== EXTRACTED MATERIAL

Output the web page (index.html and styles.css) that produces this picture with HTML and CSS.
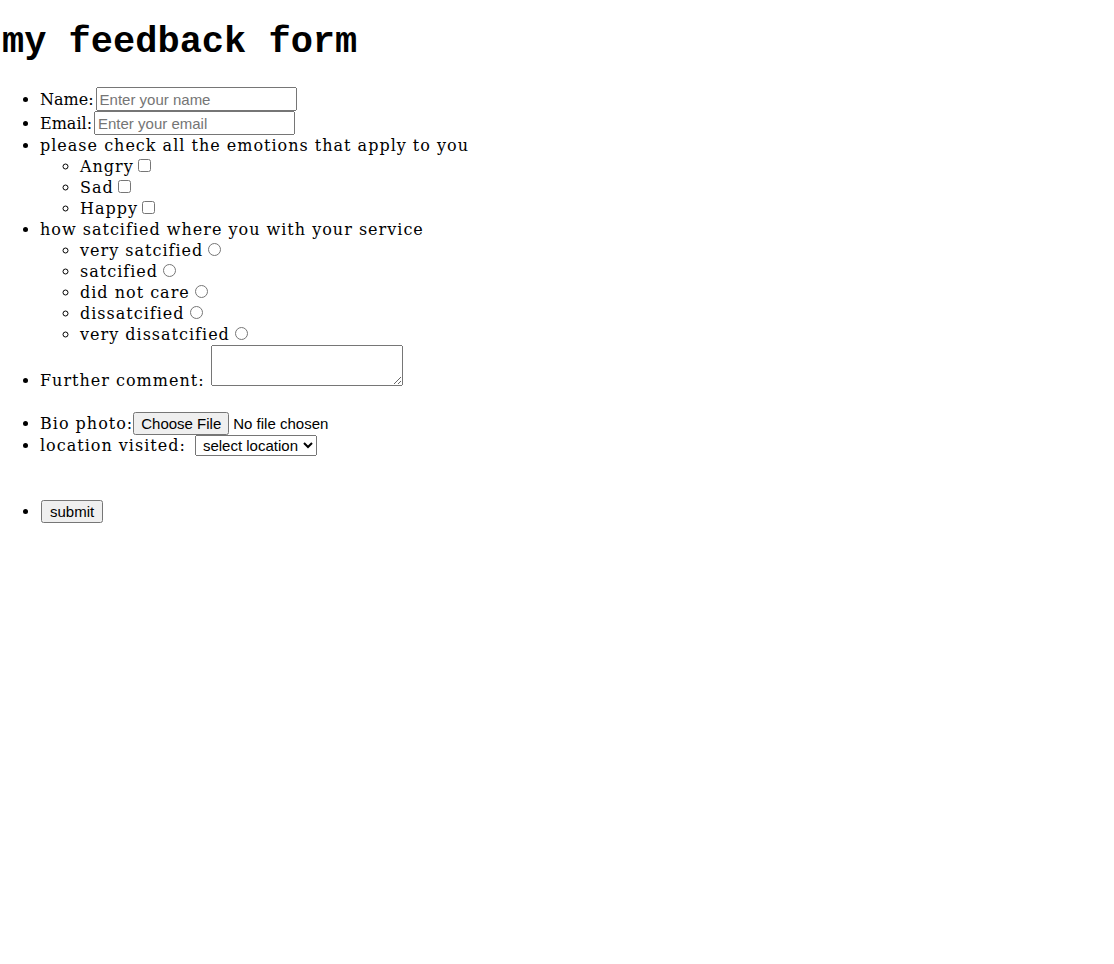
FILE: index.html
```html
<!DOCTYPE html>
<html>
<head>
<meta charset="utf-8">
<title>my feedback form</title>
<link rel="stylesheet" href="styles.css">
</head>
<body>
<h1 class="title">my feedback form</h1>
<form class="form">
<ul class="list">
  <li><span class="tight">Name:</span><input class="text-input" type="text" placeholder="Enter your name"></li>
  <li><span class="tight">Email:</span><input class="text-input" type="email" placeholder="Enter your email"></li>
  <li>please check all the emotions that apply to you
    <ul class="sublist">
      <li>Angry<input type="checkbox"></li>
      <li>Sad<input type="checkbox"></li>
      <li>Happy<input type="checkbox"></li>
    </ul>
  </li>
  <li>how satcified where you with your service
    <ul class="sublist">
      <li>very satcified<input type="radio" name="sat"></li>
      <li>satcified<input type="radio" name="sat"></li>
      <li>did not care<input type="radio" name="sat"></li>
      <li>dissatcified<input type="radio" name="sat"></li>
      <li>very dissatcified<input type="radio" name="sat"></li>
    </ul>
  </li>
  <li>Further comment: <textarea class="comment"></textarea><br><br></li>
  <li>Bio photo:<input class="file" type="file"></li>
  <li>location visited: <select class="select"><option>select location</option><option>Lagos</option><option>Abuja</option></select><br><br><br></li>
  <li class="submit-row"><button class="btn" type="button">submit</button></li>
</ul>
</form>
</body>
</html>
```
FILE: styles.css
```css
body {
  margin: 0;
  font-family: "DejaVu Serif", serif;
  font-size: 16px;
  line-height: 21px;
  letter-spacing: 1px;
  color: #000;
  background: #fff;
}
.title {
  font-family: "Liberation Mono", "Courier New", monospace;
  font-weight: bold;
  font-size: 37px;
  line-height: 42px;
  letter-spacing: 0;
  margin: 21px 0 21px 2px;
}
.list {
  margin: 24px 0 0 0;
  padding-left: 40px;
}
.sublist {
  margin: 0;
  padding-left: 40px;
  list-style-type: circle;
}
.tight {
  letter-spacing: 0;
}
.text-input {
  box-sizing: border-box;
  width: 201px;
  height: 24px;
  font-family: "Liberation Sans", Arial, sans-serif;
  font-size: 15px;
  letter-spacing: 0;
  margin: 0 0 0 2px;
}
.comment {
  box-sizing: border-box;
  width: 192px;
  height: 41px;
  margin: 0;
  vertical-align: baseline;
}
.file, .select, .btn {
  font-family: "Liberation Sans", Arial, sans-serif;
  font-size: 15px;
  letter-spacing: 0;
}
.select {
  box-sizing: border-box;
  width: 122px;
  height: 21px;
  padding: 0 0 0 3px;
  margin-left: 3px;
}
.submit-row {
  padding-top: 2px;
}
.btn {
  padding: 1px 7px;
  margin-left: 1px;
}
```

====
== EXTRACTED MATERIAL

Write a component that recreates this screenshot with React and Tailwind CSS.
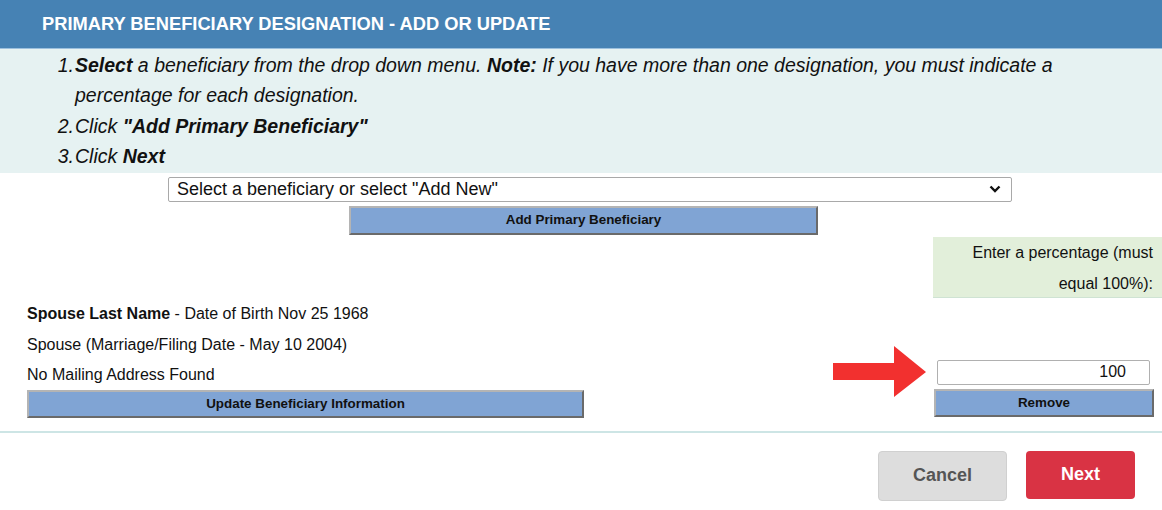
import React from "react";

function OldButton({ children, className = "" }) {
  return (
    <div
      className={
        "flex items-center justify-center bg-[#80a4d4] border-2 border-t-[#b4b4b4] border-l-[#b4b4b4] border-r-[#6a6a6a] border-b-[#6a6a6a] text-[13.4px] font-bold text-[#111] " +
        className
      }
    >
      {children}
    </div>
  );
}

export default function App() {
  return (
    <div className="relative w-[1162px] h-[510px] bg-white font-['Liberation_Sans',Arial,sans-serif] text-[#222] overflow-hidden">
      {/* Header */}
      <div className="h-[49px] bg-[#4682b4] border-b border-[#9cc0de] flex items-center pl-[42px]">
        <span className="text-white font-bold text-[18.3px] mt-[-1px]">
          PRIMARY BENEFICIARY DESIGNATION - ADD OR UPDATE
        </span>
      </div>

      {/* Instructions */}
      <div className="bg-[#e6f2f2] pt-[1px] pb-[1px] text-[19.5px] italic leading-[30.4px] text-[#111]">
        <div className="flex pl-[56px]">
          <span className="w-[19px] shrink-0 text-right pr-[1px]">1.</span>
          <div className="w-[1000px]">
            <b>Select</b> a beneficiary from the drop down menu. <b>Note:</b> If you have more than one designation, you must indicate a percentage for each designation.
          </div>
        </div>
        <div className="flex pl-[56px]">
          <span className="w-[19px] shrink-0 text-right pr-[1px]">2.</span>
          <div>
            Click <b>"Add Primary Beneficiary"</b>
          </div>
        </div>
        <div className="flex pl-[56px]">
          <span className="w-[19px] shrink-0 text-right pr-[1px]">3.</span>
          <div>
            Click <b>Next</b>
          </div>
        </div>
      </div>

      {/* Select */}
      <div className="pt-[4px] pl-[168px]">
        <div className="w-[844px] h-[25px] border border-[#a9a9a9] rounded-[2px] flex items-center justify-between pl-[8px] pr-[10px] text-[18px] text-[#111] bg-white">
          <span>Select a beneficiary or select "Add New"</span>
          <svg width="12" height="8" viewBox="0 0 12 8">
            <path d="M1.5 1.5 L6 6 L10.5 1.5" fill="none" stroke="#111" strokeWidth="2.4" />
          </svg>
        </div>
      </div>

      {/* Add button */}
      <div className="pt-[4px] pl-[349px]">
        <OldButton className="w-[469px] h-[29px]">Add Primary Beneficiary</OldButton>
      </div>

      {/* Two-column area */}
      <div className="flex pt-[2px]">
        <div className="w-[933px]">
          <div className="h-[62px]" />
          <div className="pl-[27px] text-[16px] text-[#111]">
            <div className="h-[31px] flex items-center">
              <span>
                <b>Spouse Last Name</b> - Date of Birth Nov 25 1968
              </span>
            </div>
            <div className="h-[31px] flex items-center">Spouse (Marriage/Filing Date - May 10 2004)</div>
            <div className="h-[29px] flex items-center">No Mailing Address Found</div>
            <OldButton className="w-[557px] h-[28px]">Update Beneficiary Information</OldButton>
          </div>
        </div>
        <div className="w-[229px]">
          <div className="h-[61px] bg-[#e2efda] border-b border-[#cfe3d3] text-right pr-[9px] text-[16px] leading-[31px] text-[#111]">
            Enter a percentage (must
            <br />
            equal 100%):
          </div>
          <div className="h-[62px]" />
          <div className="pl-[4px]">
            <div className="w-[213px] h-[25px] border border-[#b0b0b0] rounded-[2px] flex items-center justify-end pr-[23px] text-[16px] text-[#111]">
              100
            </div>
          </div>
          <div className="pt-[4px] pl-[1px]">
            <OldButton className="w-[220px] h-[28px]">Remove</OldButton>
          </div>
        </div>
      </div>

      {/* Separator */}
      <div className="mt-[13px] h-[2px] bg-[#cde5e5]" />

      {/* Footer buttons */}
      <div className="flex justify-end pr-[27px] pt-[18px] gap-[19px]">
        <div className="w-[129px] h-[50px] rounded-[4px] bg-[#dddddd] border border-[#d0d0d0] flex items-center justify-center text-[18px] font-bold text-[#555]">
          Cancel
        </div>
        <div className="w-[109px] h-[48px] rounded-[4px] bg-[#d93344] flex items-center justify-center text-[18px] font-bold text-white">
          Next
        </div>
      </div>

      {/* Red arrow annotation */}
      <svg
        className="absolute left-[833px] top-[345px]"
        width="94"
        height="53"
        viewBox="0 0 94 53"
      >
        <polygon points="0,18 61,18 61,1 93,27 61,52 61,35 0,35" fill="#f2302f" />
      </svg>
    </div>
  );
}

====
== EXTRACTED MATERIAL

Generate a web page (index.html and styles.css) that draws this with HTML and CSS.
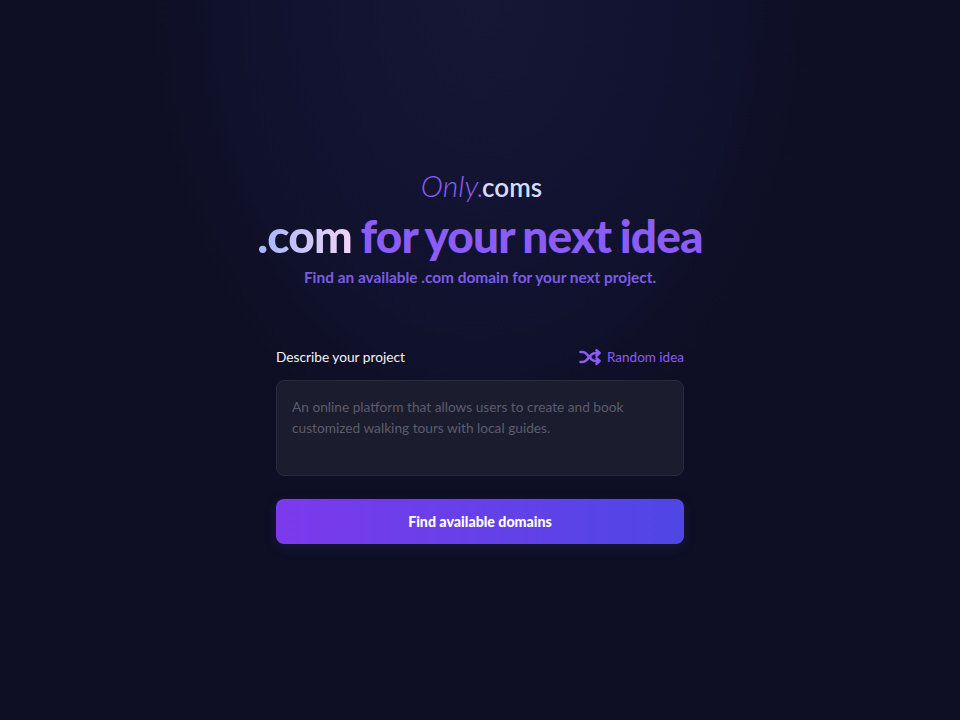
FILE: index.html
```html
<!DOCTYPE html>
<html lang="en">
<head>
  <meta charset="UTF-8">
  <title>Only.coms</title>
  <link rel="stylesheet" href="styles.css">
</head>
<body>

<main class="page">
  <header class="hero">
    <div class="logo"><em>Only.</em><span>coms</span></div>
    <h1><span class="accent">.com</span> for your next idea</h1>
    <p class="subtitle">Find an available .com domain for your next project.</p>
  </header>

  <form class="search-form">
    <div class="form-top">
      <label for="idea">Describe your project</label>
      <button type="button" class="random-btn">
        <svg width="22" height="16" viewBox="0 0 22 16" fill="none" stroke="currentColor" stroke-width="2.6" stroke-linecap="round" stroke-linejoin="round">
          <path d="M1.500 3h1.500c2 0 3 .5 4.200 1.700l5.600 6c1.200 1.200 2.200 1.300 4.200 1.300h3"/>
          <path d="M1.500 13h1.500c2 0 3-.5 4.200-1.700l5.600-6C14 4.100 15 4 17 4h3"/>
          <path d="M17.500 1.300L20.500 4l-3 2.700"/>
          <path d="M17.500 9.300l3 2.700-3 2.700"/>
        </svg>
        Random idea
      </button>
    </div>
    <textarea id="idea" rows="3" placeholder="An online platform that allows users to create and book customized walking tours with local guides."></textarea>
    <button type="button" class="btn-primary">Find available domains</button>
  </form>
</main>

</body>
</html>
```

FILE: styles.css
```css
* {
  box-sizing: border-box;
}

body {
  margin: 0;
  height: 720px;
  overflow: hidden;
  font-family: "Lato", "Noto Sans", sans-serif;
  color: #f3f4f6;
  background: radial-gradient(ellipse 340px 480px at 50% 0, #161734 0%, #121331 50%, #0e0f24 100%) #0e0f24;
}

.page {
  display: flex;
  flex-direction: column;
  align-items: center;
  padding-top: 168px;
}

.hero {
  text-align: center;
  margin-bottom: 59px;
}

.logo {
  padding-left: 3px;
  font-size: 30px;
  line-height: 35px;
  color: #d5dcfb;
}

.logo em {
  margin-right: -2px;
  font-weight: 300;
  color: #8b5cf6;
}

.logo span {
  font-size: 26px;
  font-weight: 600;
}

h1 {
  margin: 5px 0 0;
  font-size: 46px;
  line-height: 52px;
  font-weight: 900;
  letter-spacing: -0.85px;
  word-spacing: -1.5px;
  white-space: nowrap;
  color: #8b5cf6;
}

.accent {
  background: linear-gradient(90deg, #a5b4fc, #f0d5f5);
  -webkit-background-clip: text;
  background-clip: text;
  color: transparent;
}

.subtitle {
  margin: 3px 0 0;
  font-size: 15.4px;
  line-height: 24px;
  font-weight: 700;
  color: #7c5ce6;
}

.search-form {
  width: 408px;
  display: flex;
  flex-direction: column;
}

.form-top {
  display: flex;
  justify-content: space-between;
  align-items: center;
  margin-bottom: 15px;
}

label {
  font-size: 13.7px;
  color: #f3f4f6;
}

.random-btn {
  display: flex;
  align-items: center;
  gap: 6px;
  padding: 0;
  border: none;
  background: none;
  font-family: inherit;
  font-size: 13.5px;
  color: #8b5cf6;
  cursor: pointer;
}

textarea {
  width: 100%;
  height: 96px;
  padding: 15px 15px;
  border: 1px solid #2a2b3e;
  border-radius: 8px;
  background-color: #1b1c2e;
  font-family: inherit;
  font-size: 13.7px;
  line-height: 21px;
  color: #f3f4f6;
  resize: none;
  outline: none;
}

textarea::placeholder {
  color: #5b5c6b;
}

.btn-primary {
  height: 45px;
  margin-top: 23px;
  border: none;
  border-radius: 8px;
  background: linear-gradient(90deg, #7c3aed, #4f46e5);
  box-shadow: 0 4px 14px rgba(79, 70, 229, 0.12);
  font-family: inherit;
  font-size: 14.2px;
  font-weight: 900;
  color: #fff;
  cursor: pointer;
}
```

====

WHAT TO PRODUCE = Take the lines from the one holding "Write a component" to the one holding "import React from", both lines included, and give them again exactly, with no pictures.

OUTPUT =
Write a component that recreates this screenshot with React and Tailwind CSS.
import React from "react";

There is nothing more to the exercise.